Fritz's murderous raids, as so many folk at hame in Britain have
prayed they would.
Both scouting and bombing planes are protected by the fastest flyers
of all--the battle planes, as they are called. These fight other
planes in the air, and it is the men who steer them and fight their
guns who perform the heroic exploits that you may read of every day.
But much of the great work in the air is done by the scouting planes,
which take desperate chances, and find it hard to fight back when
they are attacked. And it was scouts who were above us now--and,
doubtless, sending word back by wireless of a new and mysterious
concentration of British forces along the Scarpe, which it might be a
good thing for the Hun artillery to strafe a bit!
So, before very long, a rude interruption came to my songs, in the
way of shells dropped unpleasantly close.
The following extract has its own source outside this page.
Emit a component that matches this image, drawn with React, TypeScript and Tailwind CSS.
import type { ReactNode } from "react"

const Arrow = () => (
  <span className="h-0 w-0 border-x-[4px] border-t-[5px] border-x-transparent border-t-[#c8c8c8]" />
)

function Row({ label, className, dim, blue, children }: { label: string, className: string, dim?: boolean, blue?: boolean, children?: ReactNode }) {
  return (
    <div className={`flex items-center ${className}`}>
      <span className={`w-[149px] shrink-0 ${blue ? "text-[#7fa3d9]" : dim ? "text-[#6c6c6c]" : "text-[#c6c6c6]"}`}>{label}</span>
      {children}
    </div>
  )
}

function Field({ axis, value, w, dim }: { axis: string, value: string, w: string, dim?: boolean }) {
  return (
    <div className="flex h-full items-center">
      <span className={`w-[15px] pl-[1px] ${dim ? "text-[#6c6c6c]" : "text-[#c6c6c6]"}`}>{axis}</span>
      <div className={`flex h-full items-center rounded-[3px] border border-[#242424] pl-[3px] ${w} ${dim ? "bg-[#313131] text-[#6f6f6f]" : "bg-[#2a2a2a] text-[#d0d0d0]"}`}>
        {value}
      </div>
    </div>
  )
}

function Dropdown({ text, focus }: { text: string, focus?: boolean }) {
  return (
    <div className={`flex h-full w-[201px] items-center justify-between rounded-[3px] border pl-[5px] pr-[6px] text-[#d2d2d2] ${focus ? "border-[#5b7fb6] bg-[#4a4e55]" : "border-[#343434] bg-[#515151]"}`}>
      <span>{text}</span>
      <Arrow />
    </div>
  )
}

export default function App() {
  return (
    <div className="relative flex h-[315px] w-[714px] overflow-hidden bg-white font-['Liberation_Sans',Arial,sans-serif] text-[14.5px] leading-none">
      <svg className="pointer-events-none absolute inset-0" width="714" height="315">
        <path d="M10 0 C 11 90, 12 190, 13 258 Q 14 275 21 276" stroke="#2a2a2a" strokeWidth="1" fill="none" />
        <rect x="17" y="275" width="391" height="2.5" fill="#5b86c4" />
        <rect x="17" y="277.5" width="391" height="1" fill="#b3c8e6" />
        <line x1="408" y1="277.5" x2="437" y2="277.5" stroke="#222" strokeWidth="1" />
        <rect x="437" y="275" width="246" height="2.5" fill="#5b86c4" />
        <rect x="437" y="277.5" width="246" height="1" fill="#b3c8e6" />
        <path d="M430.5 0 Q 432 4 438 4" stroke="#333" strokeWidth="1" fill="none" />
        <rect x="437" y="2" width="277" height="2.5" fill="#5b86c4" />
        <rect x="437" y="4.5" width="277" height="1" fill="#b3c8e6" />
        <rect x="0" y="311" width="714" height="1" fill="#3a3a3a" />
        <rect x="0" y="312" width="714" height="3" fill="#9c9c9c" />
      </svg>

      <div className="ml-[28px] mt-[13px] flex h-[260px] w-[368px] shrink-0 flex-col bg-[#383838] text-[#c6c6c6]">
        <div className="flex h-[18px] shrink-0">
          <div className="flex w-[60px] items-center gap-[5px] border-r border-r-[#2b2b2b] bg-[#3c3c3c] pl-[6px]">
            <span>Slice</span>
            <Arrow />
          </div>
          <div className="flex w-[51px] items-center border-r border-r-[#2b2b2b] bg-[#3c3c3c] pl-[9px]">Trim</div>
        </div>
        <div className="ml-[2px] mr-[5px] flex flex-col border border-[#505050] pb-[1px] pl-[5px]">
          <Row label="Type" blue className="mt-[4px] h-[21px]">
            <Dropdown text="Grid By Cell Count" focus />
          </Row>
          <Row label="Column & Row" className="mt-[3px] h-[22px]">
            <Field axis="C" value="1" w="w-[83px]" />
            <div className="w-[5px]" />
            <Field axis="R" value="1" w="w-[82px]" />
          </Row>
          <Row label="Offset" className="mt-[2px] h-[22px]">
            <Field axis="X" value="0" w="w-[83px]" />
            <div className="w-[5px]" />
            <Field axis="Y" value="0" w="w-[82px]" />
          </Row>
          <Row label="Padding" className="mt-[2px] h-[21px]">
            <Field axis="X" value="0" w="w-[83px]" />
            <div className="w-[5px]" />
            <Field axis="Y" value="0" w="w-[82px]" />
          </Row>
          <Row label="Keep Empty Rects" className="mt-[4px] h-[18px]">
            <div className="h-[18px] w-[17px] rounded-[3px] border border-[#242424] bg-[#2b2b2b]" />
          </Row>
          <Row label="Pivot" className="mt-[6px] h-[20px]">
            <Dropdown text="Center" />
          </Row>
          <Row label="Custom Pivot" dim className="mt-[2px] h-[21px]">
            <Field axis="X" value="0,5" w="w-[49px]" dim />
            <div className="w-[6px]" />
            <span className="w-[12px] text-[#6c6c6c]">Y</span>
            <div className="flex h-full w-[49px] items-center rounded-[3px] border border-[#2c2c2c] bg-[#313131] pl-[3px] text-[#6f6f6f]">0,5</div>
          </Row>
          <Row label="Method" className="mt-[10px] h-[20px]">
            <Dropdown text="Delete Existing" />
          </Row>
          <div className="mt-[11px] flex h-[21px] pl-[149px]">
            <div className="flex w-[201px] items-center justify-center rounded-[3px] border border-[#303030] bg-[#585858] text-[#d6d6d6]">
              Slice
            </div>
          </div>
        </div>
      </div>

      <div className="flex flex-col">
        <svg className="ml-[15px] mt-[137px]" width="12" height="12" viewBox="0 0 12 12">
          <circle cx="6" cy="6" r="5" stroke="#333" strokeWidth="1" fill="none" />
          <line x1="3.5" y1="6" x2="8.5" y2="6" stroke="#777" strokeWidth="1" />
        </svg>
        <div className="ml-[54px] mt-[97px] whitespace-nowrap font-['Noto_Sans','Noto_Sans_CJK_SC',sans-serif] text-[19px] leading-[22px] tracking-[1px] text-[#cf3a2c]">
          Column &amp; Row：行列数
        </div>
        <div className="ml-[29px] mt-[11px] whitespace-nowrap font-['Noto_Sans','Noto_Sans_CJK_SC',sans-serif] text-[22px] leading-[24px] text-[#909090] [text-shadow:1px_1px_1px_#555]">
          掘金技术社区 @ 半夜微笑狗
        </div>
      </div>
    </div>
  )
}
The men so far above us had
given their guns the range, and so, although the gunners could not
see us, they could make their presence felt.
I have never been booed or hissed by an audience, since I have been
on the stage. I understand that it is a terrible and a disconcerting
experience, and one calculated to play havoc with the stoutest of
nerves. It is an experience I am by no means anxious to have, I can
tell you! But I doubt if it could seem worse to me than the
interruption of a shell. The Germans, that day, showed no ear for
music, and no appreciation of art--my art, at least!
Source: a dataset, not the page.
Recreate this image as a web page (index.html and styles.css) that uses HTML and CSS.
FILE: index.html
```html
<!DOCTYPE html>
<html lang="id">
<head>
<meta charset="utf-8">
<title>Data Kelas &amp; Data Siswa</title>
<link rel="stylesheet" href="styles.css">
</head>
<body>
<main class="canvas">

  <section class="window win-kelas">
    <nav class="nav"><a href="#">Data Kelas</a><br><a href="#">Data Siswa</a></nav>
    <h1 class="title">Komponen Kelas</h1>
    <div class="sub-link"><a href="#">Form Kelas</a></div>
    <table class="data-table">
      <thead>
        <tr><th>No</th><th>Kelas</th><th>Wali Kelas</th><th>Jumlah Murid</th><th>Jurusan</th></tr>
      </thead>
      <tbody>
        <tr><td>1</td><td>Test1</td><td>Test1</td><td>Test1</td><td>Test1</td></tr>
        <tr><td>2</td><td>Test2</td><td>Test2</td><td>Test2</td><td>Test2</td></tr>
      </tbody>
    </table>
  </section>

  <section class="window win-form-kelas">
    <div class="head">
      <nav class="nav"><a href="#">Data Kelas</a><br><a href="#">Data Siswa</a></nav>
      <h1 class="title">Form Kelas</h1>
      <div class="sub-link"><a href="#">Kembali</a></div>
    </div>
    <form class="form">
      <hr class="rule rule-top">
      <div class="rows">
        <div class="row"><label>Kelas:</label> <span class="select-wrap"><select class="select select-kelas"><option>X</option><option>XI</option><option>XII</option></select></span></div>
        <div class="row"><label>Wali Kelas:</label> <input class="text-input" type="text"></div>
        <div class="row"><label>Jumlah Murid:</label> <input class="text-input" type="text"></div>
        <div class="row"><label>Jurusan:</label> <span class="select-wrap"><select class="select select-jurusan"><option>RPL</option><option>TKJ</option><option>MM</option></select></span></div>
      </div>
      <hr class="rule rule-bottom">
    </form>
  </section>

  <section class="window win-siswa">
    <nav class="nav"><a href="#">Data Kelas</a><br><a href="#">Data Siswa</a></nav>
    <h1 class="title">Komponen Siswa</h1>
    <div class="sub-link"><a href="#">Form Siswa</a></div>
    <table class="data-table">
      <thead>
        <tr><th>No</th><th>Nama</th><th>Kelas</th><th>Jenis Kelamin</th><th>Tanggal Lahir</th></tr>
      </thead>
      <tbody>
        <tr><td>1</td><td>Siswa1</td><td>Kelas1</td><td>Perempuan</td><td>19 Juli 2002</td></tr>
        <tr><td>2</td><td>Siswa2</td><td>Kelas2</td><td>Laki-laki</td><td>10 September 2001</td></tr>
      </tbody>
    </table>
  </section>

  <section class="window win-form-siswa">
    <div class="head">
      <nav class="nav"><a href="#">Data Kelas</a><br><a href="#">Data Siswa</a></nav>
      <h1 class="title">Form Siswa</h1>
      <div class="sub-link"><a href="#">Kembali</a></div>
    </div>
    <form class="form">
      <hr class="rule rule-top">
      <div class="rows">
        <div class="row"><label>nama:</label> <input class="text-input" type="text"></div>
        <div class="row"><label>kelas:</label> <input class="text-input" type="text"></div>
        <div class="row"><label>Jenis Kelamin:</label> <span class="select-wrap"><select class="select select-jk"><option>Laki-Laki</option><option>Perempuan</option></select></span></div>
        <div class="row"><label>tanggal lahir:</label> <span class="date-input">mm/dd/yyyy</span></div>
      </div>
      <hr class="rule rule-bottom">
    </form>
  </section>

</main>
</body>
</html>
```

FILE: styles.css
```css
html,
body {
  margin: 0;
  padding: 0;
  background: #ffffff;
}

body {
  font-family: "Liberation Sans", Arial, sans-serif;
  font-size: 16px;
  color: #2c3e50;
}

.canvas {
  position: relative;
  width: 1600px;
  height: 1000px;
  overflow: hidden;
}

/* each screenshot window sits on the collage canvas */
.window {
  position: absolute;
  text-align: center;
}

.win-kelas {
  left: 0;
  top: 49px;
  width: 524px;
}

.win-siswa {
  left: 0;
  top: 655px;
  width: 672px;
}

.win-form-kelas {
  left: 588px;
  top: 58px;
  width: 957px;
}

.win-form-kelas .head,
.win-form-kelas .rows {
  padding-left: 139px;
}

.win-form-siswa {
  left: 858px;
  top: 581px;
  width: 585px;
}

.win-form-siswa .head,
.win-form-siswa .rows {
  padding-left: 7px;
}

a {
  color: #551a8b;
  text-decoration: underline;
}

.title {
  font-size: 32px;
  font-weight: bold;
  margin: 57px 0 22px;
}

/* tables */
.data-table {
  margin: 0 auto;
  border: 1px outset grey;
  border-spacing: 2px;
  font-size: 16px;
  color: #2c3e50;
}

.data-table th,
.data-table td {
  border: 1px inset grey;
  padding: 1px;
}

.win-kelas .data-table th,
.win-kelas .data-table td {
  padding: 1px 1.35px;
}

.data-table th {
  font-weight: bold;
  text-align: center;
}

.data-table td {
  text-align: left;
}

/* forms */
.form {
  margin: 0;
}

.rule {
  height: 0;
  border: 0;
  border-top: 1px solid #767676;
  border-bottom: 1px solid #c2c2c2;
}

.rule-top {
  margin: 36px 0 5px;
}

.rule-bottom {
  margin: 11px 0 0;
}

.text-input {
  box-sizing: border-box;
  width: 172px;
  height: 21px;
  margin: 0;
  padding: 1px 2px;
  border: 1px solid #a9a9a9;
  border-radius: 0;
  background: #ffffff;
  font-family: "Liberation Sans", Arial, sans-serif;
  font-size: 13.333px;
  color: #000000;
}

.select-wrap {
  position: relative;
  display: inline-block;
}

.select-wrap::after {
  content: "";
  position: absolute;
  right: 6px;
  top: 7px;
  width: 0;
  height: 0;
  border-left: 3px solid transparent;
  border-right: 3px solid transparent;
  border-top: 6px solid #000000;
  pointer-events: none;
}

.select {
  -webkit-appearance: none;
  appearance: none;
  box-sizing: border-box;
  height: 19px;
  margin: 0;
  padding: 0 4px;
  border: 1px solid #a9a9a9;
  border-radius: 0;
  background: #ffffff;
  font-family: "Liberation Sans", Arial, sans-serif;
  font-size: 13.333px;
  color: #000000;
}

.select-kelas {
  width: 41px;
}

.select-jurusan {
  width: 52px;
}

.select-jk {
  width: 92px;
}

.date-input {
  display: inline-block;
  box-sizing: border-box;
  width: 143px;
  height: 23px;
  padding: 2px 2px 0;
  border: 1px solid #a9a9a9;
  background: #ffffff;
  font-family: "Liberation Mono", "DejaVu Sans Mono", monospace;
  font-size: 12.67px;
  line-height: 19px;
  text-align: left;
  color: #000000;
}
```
And so it seemed well to me to cut my programme, to a certain extent,
at least, and bid farewell to my audience, dressed and undressed. It
was a performance at which it did not seem to me a good idea to take
any curtain calls. I did not miss them, nor feel slighted because
they were absent. I was too glad to get away with a whole skin!
The shelling became very furious now. Plainly the Germans meant to
take no chances. They couldn't guess what the gathering their
airplanes had observed might portend, but, if they could, they meant
to defeat its object, whatever that might be. Well, they did not
succeed, but they probably had the satisfaction of thinking that they
had, and I, for one, do not begrudge them that. They forced the
Reverend Harry Lauder, M.P., Tour to make a pretty wide detour, away
from the river, to get back to the main road. But they fired a power
of shells to do so!
When we finally reached the road I heard a mad sputtering behind. I
looked around in alarm, because it sounded, for all the world, like
one of those infernal whizz bangs, chasing me. But it was not. The
noise came from a motor cycle, and its rider dashed up to me and
dropped one foot to the ground.
"Here's a letter for you, Harry," he said.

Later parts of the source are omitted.